What this task involves> Collect all lines from the records below that include the word "index".

Record excerpts>
+ + + +

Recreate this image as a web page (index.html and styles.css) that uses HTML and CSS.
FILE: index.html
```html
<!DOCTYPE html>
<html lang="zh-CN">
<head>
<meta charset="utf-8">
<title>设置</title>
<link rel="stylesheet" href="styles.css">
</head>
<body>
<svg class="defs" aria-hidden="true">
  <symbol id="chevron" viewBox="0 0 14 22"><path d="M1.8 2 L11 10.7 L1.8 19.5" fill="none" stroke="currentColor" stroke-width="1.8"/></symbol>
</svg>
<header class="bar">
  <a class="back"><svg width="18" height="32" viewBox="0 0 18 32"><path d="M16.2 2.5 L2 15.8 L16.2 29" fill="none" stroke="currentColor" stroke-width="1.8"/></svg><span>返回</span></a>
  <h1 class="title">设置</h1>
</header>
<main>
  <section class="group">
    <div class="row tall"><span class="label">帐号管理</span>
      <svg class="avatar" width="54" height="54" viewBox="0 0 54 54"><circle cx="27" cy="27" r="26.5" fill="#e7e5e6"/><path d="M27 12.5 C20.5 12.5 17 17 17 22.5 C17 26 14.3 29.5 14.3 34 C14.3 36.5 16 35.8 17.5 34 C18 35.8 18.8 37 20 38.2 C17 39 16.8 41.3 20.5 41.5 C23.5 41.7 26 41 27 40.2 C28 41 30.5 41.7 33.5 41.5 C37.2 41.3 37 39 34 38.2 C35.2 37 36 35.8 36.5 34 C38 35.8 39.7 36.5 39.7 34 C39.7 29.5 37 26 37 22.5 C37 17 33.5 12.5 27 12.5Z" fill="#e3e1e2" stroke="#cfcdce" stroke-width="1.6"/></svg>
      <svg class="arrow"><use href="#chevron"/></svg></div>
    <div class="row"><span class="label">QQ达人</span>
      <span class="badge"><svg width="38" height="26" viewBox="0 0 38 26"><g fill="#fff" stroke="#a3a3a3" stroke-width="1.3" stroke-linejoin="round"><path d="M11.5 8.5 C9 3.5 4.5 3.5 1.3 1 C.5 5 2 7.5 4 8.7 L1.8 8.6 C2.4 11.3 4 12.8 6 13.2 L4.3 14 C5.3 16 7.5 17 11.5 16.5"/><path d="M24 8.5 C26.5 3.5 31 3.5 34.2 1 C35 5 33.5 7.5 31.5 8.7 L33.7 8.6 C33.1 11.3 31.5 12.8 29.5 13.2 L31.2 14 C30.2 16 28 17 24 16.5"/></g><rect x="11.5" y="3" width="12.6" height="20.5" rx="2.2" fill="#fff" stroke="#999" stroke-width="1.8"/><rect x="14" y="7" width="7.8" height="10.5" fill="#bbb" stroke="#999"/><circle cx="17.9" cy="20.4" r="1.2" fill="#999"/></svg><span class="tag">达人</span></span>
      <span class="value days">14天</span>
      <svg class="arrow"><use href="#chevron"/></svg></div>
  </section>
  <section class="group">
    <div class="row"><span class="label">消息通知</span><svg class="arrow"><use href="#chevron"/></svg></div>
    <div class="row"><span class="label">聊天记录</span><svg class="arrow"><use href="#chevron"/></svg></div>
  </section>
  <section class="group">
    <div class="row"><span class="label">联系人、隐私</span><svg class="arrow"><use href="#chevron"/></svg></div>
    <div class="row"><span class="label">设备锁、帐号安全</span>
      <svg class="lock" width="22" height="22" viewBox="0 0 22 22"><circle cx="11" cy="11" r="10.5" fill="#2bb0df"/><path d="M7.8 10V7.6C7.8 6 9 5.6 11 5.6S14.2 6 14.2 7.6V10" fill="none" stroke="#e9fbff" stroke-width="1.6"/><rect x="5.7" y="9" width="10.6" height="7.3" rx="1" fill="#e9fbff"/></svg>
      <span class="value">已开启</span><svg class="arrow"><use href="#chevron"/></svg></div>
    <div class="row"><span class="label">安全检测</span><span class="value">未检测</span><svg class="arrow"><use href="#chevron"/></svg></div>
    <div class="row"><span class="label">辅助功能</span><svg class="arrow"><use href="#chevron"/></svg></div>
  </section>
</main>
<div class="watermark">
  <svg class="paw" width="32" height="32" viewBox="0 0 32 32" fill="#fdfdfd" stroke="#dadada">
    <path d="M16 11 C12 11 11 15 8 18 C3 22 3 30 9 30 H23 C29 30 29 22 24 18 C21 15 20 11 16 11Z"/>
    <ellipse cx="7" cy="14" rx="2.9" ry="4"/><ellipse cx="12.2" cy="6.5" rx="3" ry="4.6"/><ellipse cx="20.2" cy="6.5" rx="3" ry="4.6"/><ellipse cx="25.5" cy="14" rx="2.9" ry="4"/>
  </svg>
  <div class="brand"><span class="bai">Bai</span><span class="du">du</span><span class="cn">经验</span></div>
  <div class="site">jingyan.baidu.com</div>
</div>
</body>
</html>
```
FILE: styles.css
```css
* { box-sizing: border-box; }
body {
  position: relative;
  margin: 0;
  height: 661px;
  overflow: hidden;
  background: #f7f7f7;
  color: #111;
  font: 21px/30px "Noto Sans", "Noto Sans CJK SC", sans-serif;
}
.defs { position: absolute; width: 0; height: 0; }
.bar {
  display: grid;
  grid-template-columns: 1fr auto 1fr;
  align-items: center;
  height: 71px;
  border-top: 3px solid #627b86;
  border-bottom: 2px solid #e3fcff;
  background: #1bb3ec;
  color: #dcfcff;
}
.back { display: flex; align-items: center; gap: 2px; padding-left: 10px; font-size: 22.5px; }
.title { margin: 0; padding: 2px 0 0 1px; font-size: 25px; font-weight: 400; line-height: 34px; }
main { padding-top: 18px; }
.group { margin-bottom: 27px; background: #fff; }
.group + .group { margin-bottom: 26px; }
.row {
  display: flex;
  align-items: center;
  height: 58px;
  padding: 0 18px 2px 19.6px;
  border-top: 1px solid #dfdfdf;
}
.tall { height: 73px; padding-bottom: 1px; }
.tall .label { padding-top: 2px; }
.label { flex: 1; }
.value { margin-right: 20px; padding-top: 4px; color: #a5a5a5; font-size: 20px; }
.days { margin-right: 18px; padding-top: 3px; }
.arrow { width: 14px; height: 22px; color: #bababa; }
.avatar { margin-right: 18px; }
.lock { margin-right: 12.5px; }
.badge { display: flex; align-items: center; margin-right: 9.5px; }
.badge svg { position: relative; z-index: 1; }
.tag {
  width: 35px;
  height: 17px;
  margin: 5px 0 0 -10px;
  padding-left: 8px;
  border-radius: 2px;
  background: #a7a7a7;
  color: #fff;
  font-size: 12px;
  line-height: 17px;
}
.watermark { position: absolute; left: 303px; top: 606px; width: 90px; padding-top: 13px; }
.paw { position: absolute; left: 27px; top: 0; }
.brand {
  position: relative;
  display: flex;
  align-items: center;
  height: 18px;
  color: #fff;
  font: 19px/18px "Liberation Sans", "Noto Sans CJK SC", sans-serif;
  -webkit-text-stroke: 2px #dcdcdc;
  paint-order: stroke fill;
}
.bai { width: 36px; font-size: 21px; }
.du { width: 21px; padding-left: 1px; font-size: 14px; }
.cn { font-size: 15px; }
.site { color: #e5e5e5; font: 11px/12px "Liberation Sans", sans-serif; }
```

+ + + +

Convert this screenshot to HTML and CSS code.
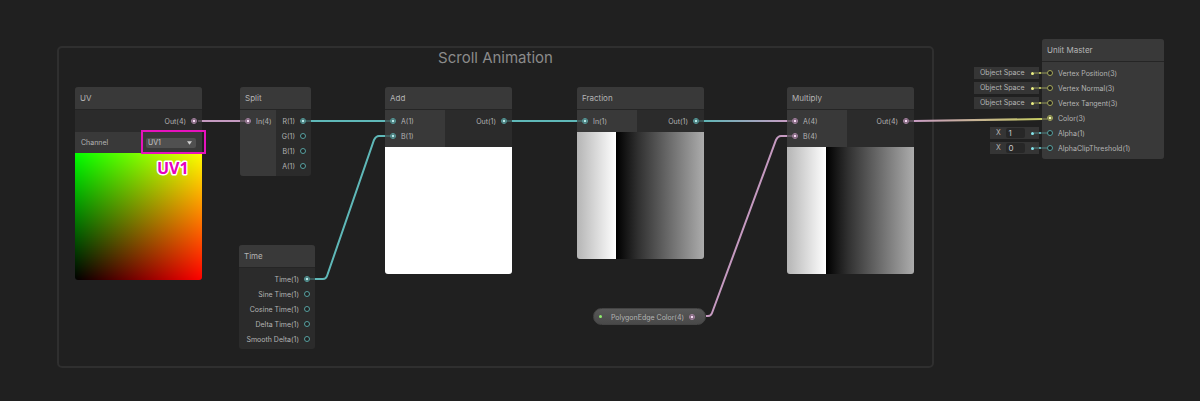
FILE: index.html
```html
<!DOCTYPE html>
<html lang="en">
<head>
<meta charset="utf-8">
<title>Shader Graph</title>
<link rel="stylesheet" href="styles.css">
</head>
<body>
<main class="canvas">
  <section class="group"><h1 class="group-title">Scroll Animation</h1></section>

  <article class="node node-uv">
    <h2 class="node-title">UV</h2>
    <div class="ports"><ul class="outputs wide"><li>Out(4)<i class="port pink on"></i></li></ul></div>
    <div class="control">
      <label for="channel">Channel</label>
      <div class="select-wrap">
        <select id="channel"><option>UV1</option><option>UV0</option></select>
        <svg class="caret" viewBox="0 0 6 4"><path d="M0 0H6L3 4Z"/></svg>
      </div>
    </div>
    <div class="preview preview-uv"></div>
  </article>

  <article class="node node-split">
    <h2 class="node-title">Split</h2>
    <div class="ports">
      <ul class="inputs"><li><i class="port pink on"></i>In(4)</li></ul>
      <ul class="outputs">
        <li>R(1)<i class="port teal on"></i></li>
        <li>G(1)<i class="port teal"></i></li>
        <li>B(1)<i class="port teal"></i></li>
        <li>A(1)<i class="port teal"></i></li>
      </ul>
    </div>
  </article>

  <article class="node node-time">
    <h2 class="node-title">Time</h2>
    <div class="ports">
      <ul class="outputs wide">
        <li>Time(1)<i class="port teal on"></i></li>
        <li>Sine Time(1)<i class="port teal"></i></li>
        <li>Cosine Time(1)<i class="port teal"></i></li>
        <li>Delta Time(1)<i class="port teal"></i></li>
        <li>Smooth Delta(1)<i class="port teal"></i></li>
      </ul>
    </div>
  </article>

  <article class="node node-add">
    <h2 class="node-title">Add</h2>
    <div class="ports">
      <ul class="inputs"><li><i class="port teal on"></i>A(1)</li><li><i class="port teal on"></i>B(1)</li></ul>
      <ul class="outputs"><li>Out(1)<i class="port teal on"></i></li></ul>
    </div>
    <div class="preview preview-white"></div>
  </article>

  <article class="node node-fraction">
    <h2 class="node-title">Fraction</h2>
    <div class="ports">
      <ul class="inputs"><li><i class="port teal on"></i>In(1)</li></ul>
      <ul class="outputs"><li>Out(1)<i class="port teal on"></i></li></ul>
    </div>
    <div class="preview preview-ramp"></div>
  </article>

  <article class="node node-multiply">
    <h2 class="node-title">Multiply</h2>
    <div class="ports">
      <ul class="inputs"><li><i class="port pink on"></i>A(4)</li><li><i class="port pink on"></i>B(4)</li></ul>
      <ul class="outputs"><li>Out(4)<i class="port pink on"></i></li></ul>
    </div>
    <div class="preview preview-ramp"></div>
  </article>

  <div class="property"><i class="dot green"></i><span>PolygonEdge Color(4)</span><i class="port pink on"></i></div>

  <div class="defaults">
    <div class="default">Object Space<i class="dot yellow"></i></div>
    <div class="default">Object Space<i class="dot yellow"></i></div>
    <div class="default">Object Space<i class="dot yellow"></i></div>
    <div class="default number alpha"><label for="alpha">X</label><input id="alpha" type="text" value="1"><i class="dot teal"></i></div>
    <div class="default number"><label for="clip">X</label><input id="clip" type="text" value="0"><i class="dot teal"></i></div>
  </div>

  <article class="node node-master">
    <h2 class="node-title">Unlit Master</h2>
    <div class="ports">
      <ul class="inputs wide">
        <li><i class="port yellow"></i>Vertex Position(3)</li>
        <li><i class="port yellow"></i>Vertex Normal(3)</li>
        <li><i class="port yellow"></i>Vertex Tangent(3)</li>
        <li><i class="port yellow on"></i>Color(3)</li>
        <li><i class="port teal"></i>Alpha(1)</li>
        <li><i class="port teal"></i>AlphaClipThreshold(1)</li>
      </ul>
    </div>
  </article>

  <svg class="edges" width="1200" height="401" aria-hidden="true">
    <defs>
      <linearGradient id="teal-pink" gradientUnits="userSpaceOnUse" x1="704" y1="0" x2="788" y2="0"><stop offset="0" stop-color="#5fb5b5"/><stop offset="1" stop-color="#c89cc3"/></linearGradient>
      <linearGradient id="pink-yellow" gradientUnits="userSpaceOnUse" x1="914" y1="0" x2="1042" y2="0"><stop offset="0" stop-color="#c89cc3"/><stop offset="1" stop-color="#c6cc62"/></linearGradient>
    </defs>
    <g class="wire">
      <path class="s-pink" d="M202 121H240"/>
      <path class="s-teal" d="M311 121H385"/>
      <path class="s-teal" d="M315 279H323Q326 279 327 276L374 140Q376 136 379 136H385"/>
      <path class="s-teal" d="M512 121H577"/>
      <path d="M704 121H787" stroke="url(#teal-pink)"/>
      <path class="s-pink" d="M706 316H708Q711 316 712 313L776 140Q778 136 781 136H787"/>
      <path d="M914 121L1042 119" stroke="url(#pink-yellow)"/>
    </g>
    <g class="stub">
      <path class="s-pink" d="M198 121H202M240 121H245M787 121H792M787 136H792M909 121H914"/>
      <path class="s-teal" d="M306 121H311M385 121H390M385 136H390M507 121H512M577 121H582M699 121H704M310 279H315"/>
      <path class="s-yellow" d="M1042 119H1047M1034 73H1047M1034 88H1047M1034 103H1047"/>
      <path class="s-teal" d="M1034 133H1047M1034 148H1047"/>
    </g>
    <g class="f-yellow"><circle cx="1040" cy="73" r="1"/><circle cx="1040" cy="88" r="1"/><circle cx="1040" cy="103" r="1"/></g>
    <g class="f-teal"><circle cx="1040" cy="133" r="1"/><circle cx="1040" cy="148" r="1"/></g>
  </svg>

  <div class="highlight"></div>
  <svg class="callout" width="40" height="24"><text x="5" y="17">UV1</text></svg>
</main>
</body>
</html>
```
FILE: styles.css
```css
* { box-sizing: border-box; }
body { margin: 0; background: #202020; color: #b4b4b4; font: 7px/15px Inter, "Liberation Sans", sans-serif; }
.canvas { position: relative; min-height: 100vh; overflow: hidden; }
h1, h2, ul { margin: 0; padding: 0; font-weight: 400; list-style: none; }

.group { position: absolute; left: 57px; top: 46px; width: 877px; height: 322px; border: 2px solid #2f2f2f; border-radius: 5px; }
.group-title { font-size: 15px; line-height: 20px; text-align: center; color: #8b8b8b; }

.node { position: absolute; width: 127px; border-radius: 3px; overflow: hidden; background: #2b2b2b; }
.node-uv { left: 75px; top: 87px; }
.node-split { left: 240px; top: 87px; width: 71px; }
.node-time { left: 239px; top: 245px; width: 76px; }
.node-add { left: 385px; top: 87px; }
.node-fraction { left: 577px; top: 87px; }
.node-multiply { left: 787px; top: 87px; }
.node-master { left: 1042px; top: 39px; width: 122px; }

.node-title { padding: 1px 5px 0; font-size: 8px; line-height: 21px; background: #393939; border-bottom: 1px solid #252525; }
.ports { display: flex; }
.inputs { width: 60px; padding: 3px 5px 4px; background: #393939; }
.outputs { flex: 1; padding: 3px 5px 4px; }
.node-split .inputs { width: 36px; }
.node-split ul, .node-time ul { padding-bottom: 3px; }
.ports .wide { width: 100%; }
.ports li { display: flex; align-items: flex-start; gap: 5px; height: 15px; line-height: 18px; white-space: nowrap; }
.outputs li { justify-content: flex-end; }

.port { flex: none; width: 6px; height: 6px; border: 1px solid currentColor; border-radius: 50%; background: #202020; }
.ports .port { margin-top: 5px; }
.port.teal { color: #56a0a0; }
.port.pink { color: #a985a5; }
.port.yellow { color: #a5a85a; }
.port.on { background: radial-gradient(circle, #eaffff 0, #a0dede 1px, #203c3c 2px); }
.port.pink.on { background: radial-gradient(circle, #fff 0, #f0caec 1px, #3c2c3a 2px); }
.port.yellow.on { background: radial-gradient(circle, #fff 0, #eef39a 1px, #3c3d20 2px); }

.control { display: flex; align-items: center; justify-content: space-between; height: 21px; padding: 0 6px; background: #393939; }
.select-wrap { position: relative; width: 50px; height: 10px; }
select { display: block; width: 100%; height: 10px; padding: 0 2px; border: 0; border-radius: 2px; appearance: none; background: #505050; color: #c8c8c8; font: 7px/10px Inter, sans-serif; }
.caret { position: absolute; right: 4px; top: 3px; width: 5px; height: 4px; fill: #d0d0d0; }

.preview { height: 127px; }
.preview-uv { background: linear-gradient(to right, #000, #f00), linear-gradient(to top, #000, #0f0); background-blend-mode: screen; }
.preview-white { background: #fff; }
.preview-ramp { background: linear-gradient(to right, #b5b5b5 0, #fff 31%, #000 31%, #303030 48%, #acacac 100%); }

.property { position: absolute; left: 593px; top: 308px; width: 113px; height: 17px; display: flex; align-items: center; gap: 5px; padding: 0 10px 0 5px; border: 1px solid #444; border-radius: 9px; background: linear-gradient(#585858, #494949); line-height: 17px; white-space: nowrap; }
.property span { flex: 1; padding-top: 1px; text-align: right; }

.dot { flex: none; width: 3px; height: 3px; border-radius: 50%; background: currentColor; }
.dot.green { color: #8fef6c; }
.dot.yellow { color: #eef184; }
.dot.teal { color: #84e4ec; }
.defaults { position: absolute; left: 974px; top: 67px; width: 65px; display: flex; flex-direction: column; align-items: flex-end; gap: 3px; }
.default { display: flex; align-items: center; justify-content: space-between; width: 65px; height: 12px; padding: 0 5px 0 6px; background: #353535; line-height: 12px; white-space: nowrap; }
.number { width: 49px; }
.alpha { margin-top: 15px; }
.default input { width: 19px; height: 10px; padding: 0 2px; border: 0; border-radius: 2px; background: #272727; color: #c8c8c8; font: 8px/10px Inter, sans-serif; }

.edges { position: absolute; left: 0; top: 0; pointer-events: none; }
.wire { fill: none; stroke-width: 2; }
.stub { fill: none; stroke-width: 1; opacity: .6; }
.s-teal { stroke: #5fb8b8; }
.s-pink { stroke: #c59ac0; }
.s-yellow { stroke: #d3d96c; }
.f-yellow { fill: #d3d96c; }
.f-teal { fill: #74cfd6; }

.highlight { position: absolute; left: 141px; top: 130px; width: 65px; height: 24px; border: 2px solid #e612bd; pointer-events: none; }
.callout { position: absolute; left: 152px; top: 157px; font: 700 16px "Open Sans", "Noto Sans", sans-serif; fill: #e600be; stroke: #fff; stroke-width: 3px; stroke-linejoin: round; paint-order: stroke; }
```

+ + + +

Solution to this problem>
Recreate this image as a web page (index.html and styles.css) that uses HTML and CSS.
FILE: index.html
.badge svg { position: relative; z-index: 1; }
FILE: index.html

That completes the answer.